ECLI:NL:RBROT:2023:9773
Rechtbank Rotterdam
- Eerste aanleg - meervoudig
- Rechtspraak.nl
Afwijzing verzoek tot schadevergoeding voor immateriële schade en kosten rechtsbijstand na vrijspraak in strafzaak
In deze zaak heeft de Rechtbank Rotterdam op 30 augustus 2023 uitspraak gedaan over de verzoeken van een gewezen verdachte om schadevergoeding voor immateriële schade en kosten van rechtsbijstand, na zijn vrijspraak in een strafzaak. De verzoeker had verzocht om een schadevergoeding van € 8.680,- voor immateriële schade als gevolg van zijn voorarrest en een vergoeding van € 680,- voor de kosten van rechtsbijstand. De rechtbank heeft beide verzoeken afgewezen.
De verzoeker was van 9 tot en met 15 september 2021 in verzekering gesteld op verdenking van medeplegen van voorbereidingshandelingen in de zin van de Opiumwet en verbleef tot 3 december 2021 in voorlopige hechtenis.
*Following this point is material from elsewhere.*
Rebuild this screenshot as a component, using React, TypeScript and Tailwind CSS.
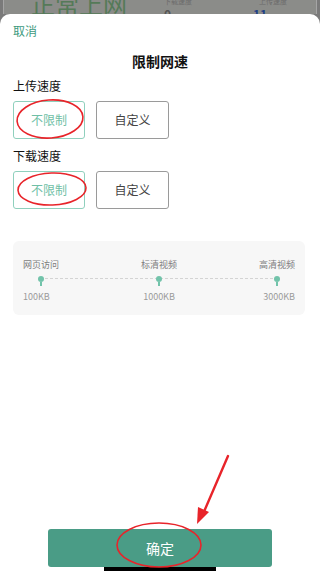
import React from "react";

const font = { fontFamily: '"Noto Sans CJK SC", "Noto Sans", sans-serif' };

function SpeedOptions() {
  return (
    <div className="flex gap-[11px]">
      <button className="w-[72px] h-[38px] rounded-[3px] border border-[#8fd0bd] text-[12px] text-[#6fbfa6]">
        不限制
      </button>
      <button className="w-[73px] h-[38px] rounded-[3px] border border-[#9a9a9a] text-[12px] text-[#444]">
        自定义
      </button>
    </div>
  );
}

function Pin() {
  return (
    <div className="flex flex-col items-center">
      <div className="w-[6px] h-[6px] rounded-full bg-[#72c3aa]" />
      <div className="w-[1.5px] h-[4px] bg-[#72c3aa]" />
    </div>
  );
}

export default function App() {
  const marks = [
    { label: "网页访问", value: "100KB", align: "self-start" },
    { label: "标清视频", value: "1000KB", align: "self-center" },
    { label: "高清视频", value: "3000KB", align: "self-end" },
  ];

  return (
    <div className="relative w-[320px] h-[571px] overflow-hidden bg-[#7a7a7a]" style={font}>
      {/* dimmed page behind the sheet */}
      <div className="h-[14px] px-[3px]">
        <div className="relative h-full bg-[#8b8c89] border-x border-[#a5a5a5] overflow-hidden">
          <span className="absolute left-[27px] top-[-10px] text-[24px] leading-[28px] text-[#557a58]">正常上网</span>
          <span className="absolute left-[160px] top-[-4px] text-[7px] text-[#6b6b6b]">下载速度</span>
          <span className="absolute left-[255px] top-[-4px] text-[7px] text-[#6b6b6b]">上传速度</span>
          <span className="absolute left-[160px] top-[8px] text-[12px] font-bold leading-[12px] text-[#555]">0</span>
          <span className="absolute left-[249px] top-[8px] text-[12px] font-bold leading-[12px] text-[#1d3f86]">11</span>
        </div>
      </div>

      {/* bottom sheet */}
      <div className="flex flex-col h-[557px] bg-white rounded-t-[10px] px-[13px] pt-[9px]">
        <div className="text-[12px] leading-[16px] text-[#3d9a7e]">取消</div>
        <div className="mt-[12px] text-center text-[14px] leading-[20px] font-bold text-[#111]">限制网速</div>

        <div className="mt-[7px] text-[12px] leading-[16px] text-[#111]">上传速度</div>
        <div className="mt-[7px]">
          <SpeedOptions />
        </div>

        <div className="mt-[9px] text-[12px] leading-[16px] text-[#111]">下载速度</div>
        <div className="mt-[7px]">
          <SpeedOptions />
        </div>

        <div className="mt-[32px] h-[74px] w-[292px] rounded-[6px] bg-[#f7f7f7] px-[10px] pt-[18px] relative">
          <div className="absolute left-[32px] right-[32px] top-[37px] border-t border-dashed border-[#d4d4d4]" />
          <div className="flex justify-between">
            {marks.map((m) => (
              <div key={m.label} className="flex flex-col items-center w-[36px]">
                <span className="text-[9px] leading-[12px] text-[#7d7d7d] whitespace-nowrap">{m.label}</span>
                <div className="mt-[5px] relative z-10">
                  <Pin />
                </div>
                <span className={`mt-[5px] text-[9px] leading-[12px] text-[#9a9a9a] whitespace-nowrap ${m.align}`}>
                  {m.value}
                </span>
              </div>
            ))}
          </div>
        </div>

        <div className="flex-1" />

        <div className="flex justify-center">
          <button className="w-[224px] h-[38px] rounded-[3px] bg-[#4a9c86] text-white text-[14px]">确定</button>
        </div>
        <div className="flex justify-center">
          <div className="w-[112px] h-[4px] bg-black" />
        </div>
      </div>

      {/* red annotations */}
      <svg className="absolute inset-0 pointer-events-none" width="320" height="571" viewBox="0 0 320 571">
        <ellipse cx="50" cy="119" rx="33" ry="19" fill="none" stroke="#e8242a" strokeWidth="1.6" transform="rotate(-4 50 119)" />
        <ellipse cx="52" cy="189" rx="34" ry="16" fill="none" stroke="#e8242a" strokeWidth="1.6" transform="rotate(-2 52 189)" />
        <ellipse cx="159" cy="545" rx="42" ry="22" fill="none" stroke="#e8242a" strokeWidth="1.6" />
        <path d="M228 456 L203 514" stroke="#e8242a" strokeWidth="2.4" strokeLinecap="round" />
        <path d="M197 524 L198 507 L209 512 Z" fill="#e8242a" />
      </svg>
    </div>
  );
}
Hij werd op 2 december 2022 vrijgesproken van de ten laste gelegde feiten, wat op 17 december 2022 onherroepelijk werd. De rechtbank oordeelde dat er geen gronden van billijkheid aanwezig waren om de verzoeken toe te wijzen, ondanks de vrijspraak. De rechtbank concludeerde dat de voorlopige hechtenis gerechtvaardigd was, gezien de omstandigheden waaronder de verzoeker was aangetroffen en het gebrek aan concrete aanknopingspunten voor zijn betrokkenheid bij de strafbare feiten.
De rechtbank benadrukte dat de vrijspraak niet automatisch leidt tot een recht op schadevergoeding, vooral niet als de omstandigheden van de zaak geen billijkheid voor vergoeding rechtvaardigen. De verzoeker had geen verklaring gegeven over zijn aanwezigheid op de plaats delict en de rechtbank vond het niet evident dat hij eerder in vrijheid had moeten worden gesteld. Daarom werden beide verzoeken afgewezen, met de overweging dat de verzoeker zelf verantwoordelijk was voor de duur van zijn voorlopige hechtenis.